I tried to print_r($_GLOBALS), print_r($_SERVER) and print_r($_ENV) but the browscap value was not in any of them. What should I try to print to check that the value of browscap is correct?
1 suggestion:
The settings page for the module alerts the user if the 'browscap value is not set. If the value is set then it should print out the value. This will help in detecting misconfigurations.
On a sidenote my hosts phpinfo() shows that 'Server API' is CGI. Does this mean anything?
Comment #11
mikeryanOK, that's it - I forgot that I didn't have much luck configuring browscap in .htaccess, it only worked for me in php.ini (if you look back at your phpinfo() output, you'll see that browscap is NULL).
I'll do a little more research to see if there's any way to make browscap work from .htaccess, or at least httpd.conf, and document this in README.txt. And I'll also look into having the settings page report whether browscap is properly set.
If you can't edit php.ini, you might be out of luck:-(.
Comment #12
mikeryanOh, please don't edit the title when replying - I've done it myself in the past, you think you're adding a title to your reply, but you're actually changing the title of the issue...
Comment #13
varunvnair commentedI did suspect that the browscap setting was not having any effect when placed in .htaccess. But I brushed aside that possibility because if I do not set browscap anywhere then the module setting shows an error saying that browscap.ini could not be found (or some such similar error). So I was under the impression that the browscap value was being used. What value should I try and print to check value of browscap?
If the path to browscap can be set only in php.ini then I am out of luck because I host my site using a shared web hosting package and do not have access to php.ini. Seems like there is no sense in pursuing the issue :-(
There are a couple of mysteries here:
[01] Seems like php 'knows' the value of browscap from .htaccess (otherwise it throws an error) but does not actually use it.
[02] Why are some user agent still being classified as crawlers?
Sorry for changing the title of the issue. I thought I was just adding a title to my followup :-)
Thanks mike for helping me out. You were a great help. I will still keep the module going for some days in case I can help you out with any more bugs or improvements. I will try to find a workaround to this problem and post it here if I find something that you can use.
Have a nice day.
P.S. The status should be changed to 'postponed' or 'by design'.
Comment #14
mikeryanThe value of browscap can be checked with ini_get('browscap'). The php.ini documentation does say browscap can't be set in .htaccess - although it claims it should be settable from httpd.conf, although I had no luck with that either.
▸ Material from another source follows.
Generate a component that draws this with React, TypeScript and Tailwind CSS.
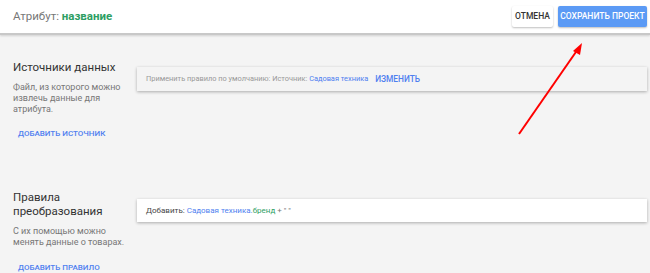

I'm going to leave it open for now - many (if not most) Drupal users are in hosted situations like you where they can't use browscap, which obviously limits the use of this module. I'm playing around with importing the .csv version of browscap into a table, if I'm feeling ambitious enough I may make a "browscap" module which would automatically fetch and import the data weekly, and provide an API for statistics_filter (and other modules) to use.
Thanks for all your feedback!
Comment #15
mikeryanI've submitted a new module, browscap, to handle the browser data without requiring you to do any PHP configuration. I've also committed a new version of statistics_filter which uses the browscap module's services (and moved the browser tracking from statistics_filter to browscap). Please try this new combo and let me know whether it works for your purposes.
Comment #16
mikeryanBrowscap.ini configuration issues addressed by introduction of browscap module.